Corticeira Amorim, the world's biggest maker of wine corks, saw sales decline each year from 2000 through 2004 as consumers turned up their noses at pinot noirs with the bouquet of a damp dog. Amorim responded by modernizing plants to cut production costs as he searched for a cure.

Amorim's process, which steams out compounds caused by a naturally occurring fungus, has helped lower the industrywide incidence of cork taint to less than 1 percent of wine bottles produced, from as much as 5 percent, said Sónia Baldeira, an analyst at Caixa Banco de Investimento in Lisbon..

Portugal produces 54 percent of the world's cork, or about 185,000 tons a year. Oeneo, a French rival that has developed its own taint-removal process, sniffs at Amorim's claim.

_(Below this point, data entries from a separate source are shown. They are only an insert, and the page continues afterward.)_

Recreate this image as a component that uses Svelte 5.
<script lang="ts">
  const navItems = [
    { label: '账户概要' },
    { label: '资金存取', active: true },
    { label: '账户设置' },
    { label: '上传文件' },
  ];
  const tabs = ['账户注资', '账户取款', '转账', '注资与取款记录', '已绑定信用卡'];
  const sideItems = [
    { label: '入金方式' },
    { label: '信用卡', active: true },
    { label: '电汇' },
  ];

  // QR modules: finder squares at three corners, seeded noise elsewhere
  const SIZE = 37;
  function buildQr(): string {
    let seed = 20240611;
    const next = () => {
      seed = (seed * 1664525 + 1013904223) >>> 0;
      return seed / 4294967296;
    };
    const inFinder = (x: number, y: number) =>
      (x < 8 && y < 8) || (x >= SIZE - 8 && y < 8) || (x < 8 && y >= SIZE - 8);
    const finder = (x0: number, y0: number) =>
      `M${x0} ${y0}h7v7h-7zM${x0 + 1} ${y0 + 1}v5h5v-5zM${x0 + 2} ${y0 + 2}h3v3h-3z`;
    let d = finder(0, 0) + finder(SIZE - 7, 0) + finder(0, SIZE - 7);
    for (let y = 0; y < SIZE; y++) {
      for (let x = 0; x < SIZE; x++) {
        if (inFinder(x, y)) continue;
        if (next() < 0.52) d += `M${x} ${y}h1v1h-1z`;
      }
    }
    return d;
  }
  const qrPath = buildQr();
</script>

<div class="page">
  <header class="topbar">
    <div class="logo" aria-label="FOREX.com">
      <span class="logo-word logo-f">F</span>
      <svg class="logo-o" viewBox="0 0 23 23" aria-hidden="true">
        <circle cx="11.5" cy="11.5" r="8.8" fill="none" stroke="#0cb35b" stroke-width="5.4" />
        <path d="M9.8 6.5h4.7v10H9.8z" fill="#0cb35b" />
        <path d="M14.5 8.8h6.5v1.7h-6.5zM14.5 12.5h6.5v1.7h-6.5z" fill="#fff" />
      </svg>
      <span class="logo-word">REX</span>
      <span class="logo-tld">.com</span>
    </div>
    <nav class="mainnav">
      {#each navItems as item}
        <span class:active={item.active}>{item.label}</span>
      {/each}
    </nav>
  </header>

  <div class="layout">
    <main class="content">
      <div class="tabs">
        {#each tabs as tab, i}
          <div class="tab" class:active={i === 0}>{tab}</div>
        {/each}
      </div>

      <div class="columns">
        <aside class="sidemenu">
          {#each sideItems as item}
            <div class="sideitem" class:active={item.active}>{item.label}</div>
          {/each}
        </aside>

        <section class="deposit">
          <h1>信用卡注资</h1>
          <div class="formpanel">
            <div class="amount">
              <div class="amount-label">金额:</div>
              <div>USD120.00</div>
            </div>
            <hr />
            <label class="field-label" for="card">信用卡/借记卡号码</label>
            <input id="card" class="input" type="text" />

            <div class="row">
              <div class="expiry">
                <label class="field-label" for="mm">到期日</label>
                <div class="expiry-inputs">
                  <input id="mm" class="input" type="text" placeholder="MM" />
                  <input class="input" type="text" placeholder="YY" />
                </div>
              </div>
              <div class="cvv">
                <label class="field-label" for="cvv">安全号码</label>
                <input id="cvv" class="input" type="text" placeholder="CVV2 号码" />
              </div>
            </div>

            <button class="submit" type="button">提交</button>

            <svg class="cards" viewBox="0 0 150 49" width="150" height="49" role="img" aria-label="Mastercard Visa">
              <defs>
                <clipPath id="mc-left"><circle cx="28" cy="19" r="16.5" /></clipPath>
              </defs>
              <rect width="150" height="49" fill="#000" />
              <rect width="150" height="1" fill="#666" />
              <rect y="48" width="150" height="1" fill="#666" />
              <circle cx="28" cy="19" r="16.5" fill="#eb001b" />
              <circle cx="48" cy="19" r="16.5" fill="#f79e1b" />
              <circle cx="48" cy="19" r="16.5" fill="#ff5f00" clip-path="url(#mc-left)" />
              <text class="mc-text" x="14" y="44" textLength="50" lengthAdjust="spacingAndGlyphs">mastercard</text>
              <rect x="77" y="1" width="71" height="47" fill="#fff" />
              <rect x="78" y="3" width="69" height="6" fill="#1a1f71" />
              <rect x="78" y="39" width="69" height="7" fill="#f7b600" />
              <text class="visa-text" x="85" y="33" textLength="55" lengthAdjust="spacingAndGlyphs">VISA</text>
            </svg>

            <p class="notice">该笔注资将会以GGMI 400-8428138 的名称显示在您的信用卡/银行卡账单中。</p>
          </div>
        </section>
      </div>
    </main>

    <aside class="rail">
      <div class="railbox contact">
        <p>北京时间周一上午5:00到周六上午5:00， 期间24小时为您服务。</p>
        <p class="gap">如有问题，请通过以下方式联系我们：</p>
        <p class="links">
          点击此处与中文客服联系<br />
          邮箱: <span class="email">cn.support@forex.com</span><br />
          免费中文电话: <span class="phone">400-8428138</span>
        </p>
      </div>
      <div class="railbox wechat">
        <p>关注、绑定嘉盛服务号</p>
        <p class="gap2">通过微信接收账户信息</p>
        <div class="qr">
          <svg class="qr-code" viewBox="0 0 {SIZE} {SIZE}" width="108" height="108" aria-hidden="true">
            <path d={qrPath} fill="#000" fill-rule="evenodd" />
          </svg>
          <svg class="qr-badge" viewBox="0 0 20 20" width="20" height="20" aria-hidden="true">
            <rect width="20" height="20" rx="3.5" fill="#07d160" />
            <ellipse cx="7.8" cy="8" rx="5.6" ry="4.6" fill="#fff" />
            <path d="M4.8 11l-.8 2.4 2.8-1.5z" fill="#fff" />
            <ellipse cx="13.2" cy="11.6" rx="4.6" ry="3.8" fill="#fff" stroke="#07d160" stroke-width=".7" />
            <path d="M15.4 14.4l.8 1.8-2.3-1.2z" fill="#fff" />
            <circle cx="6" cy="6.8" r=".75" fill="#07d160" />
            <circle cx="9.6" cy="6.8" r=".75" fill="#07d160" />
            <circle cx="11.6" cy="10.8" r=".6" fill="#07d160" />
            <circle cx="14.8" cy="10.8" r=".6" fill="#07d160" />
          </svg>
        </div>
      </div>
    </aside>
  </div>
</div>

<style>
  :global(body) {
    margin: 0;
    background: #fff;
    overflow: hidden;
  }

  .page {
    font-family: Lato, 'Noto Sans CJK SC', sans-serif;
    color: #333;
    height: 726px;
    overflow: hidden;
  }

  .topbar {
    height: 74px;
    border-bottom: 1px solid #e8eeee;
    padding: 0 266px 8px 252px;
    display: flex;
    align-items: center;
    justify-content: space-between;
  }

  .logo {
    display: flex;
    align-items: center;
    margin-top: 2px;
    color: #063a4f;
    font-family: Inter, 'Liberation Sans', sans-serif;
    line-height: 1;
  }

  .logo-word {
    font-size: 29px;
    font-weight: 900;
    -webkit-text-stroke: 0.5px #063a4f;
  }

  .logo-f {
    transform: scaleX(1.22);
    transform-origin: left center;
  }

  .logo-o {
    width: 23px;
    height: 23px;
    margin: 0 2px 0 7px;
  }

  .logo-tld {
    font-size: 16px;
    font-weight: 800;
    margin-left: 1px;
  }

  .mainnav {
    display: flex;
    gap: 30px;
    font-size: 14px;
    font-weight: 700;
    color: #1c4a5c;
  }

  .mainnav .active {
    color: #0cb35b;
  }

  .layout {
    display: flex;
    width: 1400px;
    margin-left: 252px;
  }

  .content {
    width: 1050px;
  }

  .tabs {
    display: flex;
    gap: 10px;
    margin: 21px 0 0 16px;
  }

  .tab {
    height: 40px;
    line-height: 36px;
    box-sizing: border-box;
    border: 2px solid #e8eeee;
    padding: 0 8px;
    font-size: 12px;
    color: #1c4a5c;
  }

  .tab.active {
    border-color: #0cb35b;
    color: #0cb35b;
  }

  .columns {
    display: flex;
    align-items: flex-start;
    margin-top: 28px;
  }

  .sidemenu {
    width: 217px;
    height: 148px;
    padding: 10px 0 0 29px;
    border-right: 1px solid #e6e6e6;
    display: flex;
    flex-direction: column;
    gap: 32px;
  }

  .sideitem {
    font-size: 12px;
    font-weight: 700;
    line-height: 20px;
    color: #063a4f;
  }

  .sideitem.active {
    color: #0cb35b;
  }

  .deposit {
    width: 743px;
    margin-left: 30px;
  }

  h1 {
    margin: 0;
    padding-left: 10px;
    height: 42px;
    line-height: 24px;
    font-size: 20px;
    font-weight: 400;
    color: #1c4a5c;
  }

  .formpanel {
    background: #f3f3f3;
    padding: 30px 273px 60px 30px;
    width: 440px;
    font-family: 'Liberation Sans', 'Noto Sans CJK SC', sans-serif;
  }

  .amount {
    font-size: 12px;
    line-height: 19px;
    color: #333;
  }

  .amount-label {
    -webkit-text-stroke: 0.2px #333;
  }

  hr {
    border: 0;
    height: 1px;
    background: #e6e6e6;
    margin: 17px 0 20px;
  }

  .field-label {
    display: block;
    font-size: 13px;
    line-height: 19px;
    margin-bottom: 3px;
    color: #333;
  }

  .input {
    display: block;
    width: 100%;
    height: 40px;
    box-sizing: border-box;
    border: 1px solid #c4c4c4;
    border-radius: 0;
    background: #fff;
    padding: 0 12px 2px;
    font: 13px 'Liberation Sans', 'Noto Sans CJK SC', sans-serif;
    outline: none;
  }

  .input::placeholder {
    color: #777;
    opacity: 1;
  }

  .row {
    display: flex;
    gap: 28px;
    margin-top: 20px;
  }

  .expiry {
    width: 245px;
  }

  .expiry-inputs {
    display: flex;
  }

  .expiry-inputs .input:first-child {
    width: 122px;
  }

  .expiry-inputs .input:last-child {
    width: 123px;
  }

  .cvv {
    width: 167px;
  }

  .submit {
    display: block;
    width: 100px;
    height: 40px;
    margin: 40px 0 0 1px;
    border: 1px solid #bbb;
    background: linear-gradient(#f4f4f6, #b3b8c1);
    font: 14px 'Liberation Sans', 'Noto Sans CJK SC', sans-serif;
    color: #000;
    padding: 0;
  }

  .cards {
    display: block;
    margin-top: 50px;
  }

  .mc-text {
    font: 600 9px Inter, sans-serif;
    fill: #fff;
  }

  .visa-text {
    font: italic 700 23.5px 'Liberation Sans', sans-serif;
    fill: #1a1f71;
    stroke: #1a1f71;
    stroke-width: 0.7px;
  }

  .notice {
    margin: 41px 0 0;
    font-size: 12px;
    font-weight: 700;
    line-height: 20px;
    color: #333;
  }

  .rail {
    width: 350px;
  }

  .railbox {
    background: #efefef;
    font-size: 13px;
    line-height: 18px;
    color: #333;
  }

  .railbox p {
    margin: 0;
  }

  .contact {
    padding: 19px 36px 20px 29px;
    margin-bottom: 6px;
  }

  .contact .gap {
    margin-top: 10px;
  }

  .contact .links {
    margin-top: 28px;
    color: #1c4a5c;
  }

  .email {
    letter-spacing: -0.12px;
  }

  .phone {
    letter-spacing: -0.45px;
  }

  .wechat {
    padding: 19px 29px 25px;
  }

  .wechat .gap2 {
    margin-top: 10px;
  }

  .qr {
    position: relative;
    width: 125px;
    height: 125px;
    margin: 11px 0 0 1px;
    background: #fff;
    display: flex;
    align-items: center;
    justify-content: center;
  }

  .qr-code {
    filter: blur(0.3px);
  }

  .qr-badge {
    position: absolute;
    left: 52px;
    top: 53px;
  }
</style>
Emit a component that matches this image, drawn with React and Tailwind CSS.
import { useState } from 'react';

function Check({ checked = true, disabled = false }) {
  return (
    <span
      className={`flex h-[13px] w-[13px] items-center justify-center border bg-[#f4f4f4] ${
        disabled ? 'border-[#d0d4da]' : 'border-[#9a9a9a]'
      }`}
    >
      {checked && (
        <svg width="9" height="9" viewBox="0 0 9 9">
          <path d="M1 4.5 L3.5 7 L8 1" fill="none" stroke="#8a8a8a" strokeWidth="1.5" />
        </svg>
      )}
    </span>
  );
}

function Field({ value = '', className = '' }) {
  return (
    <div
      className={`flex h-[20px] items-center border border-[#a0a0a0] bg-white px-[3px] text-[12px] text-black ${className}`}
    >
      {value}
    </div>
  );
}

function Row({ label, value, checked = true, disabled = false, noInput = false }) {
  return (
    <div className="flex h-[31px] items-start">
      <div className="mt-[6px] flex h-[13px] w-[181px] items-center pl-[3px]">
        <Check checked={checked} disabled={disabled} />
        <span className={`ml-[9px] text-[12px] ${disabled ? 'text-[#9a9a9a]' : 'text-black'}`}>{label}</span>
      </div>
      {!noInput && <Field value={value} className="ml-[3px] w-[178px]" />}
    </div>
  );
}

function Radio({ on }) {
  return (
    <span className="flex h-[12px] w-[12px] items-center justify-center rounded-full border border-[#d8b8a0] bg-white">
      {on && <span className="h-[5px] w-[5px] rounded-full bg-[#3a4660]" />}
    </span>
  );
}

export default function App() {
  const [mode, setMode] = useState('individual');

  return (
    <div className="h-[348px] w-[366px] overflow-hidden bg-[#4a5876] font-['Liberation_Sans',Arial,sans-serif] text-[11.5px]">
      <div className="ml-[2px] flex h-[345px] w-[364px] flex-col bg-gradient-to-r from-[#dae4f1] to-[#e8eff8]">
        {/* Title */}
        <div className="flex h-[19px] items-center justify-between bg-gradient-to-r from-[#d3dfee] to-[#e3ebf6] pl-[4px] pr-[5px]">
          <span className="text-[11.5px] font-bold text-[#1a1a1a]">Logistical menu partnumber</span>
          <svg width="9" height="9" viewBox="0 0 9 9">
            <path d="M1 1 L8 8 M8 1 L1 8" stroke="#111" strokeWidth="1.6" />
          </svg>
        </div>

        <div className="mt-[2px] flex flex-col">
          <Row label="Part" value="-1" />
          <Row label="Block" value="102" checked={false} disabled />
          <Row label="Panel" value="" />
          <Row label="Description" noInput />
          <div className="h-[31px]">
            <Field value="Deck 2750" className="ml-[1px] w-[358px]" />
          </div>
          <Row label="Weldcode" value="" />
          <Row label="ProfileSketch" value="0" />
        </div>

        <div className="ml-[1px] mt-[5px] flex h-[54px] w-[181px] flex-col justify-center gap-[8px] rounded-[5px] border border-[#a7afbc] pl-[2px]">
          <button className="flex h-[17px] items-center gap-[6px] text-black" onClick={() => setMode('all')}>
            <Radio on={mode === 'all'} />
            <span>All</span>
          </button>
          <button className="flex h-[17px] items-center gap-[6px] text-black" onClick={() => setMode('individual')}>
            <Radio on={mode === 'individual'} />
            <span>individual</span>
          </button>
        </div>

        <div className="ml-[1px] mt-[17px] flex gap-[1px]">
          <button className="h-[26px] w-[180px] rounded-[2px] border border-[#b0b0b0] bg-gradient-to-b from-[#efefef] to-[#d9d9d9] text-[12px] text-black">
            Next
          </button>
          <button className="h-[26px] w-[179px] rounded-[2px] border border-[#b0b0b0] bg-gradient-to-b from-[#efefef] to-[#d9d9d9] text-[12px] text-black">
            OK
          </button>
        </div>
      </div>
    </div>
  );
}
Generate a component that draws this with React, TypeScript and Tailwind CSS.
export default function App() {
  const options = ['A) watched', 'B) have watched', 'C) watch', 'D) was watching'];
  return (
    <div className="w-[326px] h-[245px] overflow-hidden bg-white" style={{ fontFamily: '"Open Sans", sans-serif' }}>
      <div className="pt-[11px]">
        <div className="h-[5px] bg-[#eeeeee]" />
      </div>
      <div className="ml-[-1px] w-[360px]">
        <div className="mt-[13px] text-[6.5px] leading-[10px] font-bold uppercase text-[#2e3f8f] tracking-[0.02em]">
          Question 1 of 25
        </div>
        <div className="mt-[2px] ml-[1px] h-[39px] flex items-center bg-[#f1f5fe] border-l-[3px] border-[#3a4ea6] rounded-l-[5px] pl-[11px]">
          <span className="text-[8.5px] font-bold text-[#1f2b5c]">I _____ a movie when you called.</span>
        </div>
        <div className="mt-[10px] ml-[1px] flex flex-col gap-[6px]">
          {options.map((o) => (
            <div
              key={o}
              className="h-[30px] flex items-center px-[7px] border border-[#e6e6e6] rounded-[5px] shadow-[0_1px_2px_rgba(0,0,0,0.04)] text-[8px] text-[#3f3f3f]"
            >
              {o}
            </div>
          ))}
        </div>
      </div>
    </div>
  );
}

Instead, Oeneo says that it has eliminated the problem caused by the chemical trichloroanisole, or TCA, once and for all.

Carlos de Jesús, the Corticeira Amorim spokesman, said that the Portuguese company's process is the only one that combines "preventive and curative measures."

Both cork makers are now turning their efforts to halting a slide in sales to wineries.

About 78 percent, or 14 billion, of the 18 billion wine "closures" each year are sealed with cork. "If you went back 10 years, you'd probably find that it was 95 percent cork,"

The race to find a way to produce a fungus-free natural cork stopper and one cheap enough to compete with alternatives has cost Corticeira Amorim about €6 million a year in research spending since 2000.

The effort paid off with a reduction in taint of as much as 90 percent and has led some wine producers in South Africa and Chile to start using cork again.